## Set task
Return each line of the listing below, unchanged, and omit the images.

_ _ _ _ _

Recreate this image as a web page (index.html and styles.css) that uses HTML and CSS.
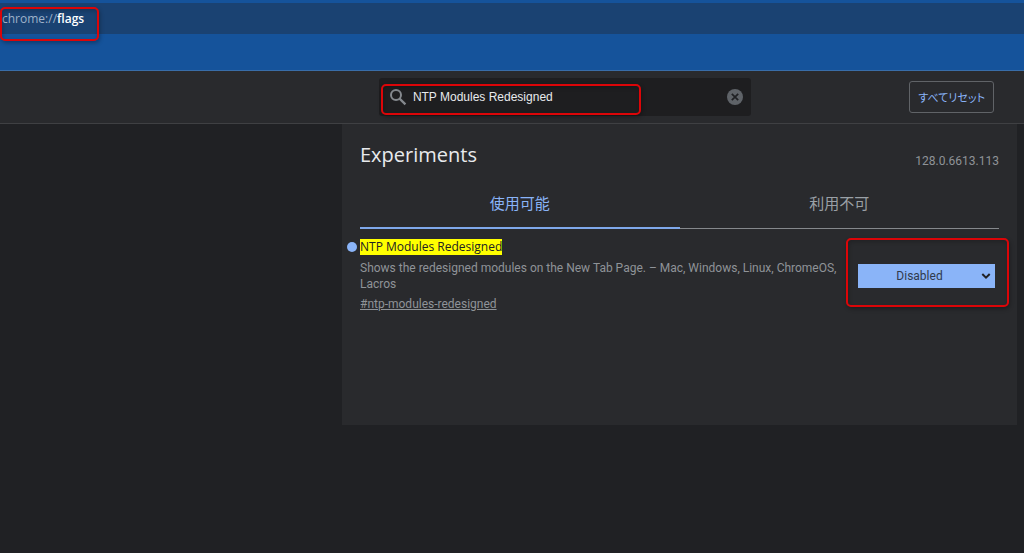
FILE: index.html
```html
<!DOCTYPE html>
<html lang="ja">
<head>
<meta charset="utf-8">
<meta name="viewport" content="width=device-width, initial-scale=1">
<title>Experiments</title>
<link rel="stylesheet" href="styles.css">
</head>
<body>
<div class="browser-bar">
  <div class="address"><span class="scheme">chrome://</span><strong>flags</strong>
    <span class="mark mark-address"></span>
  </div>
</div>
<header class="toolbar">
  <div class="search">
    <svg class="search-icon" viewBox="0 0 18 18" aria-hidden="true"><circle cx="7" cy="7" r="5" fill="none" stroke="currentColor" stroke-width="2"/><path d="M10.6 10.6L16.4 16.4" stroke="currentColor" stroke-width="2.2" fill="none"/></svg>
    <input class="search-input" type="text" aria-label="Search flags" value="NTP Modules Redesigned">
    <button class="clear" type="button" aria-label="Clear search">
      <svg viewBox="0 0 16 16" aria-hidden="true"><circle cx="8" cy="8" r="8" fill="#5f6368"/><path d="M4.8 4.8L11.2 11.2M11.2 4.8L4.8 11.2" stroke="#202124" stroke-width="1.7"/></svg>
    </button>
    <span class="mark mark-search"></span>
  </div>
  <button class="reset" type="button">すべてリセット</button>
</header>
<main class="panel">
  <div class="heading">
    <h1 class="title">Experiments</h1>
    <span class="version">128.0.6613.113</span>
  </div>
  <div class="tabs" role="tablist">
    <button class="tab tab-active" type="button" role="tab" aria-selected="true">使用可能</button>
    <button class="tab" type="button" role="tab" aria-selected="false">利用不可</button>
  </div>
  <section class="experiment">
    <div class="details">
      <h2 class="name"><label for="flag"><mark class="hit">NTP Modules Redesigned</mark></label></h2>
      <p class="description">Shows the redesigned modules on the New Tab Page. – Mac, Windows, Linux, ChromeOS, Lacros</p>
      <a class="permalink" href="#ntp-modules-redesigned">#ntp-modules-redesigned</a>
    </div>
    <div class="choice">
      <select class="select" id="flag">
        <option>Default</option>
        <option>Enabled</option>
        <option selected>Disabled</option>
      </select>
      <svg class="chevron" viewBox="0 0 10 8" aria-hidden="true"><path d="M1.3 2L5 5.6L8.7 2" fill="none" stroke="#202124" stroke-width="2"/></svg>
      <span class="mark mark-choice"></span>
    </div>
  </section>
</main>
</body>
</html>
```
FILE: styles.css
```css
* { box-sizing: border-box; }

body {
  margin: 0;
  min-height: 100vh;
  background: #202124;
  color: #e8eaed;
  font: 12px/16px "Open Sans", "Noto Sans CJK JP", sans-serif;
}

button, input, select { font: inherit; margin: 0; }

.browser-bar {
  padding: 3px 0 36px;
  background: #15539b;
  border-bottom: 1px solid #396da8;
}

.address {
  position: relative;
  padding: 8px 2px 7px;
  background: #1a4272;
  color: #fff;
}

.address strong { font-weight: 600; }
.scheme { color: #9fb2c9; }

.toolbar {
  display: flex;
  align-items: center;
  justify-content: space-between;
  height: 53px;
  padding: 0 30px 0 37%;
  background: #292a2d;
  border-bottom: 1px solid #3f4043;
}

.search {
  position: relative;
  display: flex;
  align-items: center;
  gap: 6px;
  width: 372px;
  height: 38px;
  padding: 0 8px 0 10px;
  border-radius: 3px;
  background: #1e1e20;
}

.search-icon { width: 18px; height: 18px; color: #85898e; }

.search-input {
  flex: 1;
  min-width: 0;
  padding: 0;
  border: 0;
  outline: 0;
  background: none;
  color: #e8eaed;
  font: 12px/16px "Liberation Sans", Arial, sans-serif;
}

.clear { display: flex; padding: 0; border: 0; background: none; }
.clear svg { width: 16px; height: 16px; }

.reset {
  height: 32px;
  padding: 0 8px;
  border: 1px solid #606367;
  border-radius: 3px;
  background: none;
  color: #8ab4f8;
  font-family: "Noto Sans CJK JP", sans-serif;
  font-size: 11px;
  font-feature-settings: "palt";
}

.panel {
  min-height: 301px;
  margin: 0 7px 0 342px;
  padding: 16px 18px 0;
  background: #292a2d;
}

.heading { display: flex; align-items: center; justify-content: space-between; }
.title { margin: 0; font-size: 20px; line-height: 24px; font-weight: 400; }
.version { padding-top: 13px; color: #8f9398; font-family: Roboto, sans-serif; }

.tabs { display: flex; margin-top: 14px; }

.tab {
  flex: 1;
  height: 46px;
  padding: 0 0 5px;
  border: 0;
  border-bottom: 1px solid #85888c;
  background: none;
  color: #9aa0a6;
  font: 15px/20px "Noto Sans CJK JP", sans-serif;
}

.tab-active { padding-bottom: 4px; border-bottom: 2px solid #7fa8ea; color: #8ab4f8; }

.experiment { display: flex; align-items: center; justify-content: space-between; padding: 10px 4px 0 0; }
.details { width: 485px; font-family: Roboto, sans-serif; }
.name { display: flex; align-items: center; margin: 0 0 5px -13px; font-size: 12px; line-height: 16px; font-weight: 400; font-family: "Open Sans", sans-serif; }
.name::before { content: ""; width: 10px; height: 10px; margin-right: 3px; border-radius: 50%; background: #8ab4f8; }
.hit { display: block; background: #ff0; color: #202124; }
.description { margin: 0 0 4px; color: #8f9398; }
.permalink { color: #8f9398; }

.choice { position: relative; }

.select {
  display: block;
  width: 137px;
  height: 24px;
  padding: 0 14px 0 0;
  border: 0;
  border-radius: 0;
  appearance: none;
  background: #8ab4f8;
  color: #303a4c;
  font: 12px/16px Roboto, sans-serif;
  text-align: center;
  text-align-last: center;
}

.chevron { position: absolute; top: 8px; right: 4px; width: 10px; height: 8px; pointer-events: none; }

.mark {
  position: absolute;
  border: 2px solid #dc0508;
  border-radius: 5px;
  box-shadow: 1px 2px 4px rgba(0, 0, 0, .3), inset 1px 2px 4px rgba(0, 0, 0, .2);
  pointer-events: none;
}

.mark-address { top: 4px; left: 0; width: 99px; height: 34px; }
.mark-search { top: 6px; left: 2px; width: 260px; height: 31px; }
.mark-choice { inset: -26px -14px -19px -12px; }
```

_ _ _ _ _

## Expected answer
Recreate this image as a web page (index.html and styles.css) that uses HTML and CSS.
FILE: index.html
```html
<!DOCTYPE html>
<html lang="ja">
<head>
<meta charset="utf-8">
<meta name="viewport" content="width=device-width, initial-scale=1">
<title>Experiments</title>
<link rel="stylesheet" href="styles.css">
</head>
<body>
<div class="browser-bar">
  <div class="address"><span class="scheme">chrome://</span><strong>flags</strong>
    <span class="mark mark-address"></span>
  </div>
</div>
<header class="toolbar">
  <div class="search">
    <svg class="search-icon" viewBox="0 0 18 18" aria-hidden="true"><circle cx="7" cy="7" r="5" fill="none" stroke="currentColor" stroke-width="2"/><path d="M10.6 10.6L16.4 16.4" stroke="currentColor" stroke-width="2.2" fill="none"/></svg>
    <input class="search-input" type="text" aria-label="Search flags" value="NTP Modules Redesigned">
    <button class="clear" type="button" aria-label="Clear search">
      <svg viewBox="0 0 16 16" aria-hidden="true"><circle cx="8" cy="8" r="8" fill="#5f6368"/><path d="M4.8 4.8L11.2 11.2M11.2 4.8L4.8 11.2" stroke="#202124" stroke-width="1.7"/></svg>
    </button>
    <span class="mark mark-search"></span>
  </div>
  <button class="reset" type="button">すべてリセット</button>
</header>
<main class="panel">
  <div class="heading">
    <h1 class="title">Experiments</h1>
    <span class="version">128.0.6613.113</span>
  </div>
  <div class="tabs" role="tablist">
    <button class="tab tab-active" type="button" role="tab" aria-selected="true">使用可能</button>
    <button class="tab" type="button" role="tab" aria-selected="false">利用不可</button>
  </div>
  <section class="experiment">
    <div class="details">
      <h2 class="name"><label for="flag"><mark class="hit">NTP Modules Redesigned</mark></label></h2>
      <p class="description">Shows the redesigned modules on the New Tab Page. – Mac, Windows, Linux, ChromeOS, Lacros</p>
      <a class="permalink" href="#ntp-modules-redesigned">#ntp-modules-redesigned</a>
    </div>
    <div class="choice">
      <select class="select" id="flag">
        <option>Default</option>
        <option>Enabled</option>
        <option selected>Disabled</option>
      </select>
      <svg class="chevron" viewBox="0 0 10 8" aria-hidden="true"><path d="M1.3 2L5 5.6L8.7 2" fill="none" stroke="#202124" stroke-width="2"/></svg>
      <span class="mark mark-choice"></span>
    </div>
  </section>
</main>
</body>
</html>
```
FILE: styles.css
```css
* { box-sizing: border-box; }

body {
  margin: 0;
  min-height: 100vh;
  background: #202124;
  color: #e8eaed;
  font: 12px/16px "Open Sans", "Noto Sans CJK JP", sans-serif;
}

button, input, select { font: inherit; margin: 0; }

.browser-bar {
  padding: 3px 0 36px;
  background: #15539b;
  border-bottom: 1px solid #396da8;
}

.address {
  position: relative;
  padding: 8px 2px 7px;
  background: #1a4272;
  color: #fff;
}

.address strong { font-weight: 600; }
.scheme { color: #9fb2c9; }

.toolbar {
  display: flex;
  align-items: center;
  justify-content: space-between;
  height: 53px;
  padding: 0 30px 0 37%;
  background: #292a2d;
  border-bottom: 1px solid #3f4043;
}

.search {
  position: relative;
  display: flex;
  align-items: center;
  gap: 6px;
  width: 372px;
  height: 38px;
  padding: 0 8px 0 10px;
  border-radius: 3px;
  background: #1e1e20;
}

.search-icon { width: 18px; height: 18px; color: #85898e; }

.search-input {
  flex: 1;
  min-width: 0;
  padding: 0;
  border: 0;
  outline: 0;
  background: none;
  color: #e8eaed;
  font: 12px/16px "Liberation Sans", Arial, sans-serif;
}

.clear { display: flex; padding: 0; border: 0; background: none; }
.clear svg { width: 16px; height: 16px; }

.reset {
  height: 32px;
  padding: 0 8px;
  border: 1px solid #606367;
  border-radius: 3px;
  background: none;
  color: #8ab4f8;
  font-family: "Noto Sans CJK JP", sans-serif;
  font-size: 11px;
  font-feature-settings: "palt";
}

.panel {
  min-height: 301px;
  margin: 0 7px 0 342px;
  padding: 16px 18px 0;
  background: #292a2d;
}

.heading { display: flex; align-items: center; justify-content: space-between; }
.title { margin: 0; font-size: 20px; line-height: 24px; font-weight: 400; }
.version { padding-top: 13px; color: #8f9398; font-family: Roboto, sans-serif; }

.tabs { display: flex; margin-top: 14px; }

.tab {
  flex: 1;
  height: 46px;
  padding: 0 0 5px;
  border: 0;
  border-bottom: 1px solid #85888c;
  background: none;
  color: #9aa0a6;
  font: 15px/20px "Noto Sans CJK JP", sans-serif;
}

.tab-active { padding-bottom: 4px; border-bottom: 2px solid #7fa8ea; color: #8ab4f8; }

.experiment { display: flex; align-items: center; justify-content: space-between; padding: 10px 4px 0 0; }
.details { width: 485px; font-family: Roboto, sans-serif; }
.name { display: flex; align-items: center; margin: 0 0 5px -13px; font-size: 12px; line-height: 16px; font-weight: 400; font-family: "Open Sans", sans-serif; }
.name::before { content: ""; width: 10px; height: 10px; margin-right: 3px; border-radius: 50%; background: #8ab4f8; }
.hit { display: block; background: #ff0; color: #202124; }
.description { margin: 0 0 4px; color: #8f9398; }
.permalink { color: #8f9398; }

.choice { position: relative; }

.select {
  display: block;
  width: 137px;
  height: 24px;
  padding: 0 14px 0 0;
  border: 0;
  border-radius: 0;
  appearance: none;
  background: #8ab4f8;
  color: #303a4c;
  font: 12px/16px Roboto, sans-serif;
  text-align: center;
  text-align-last: center;
}

.chevron { position: absolute; top: 8px; right: 4px; width: 10px; height: 8px; pointer-events: none; }

.mark {
  position: absolute;
  border: 2px solid #dc0508;
  border-radius: 5px;
  box-shadow: 1px 2px 4px rgba(0, 0, 0, .3), inset 1px 2px 4px rgba(0, 0, 0, .2);
  pointer-events: none;
}

.mark-address { top: 4px; left: 0; width: 99px; height: 34px; }
.mark-search { top: 6px; left: 2px; width: 260px; height: 31px; }
.mark-choice { inset: -26px -14px -19px -12px; }
```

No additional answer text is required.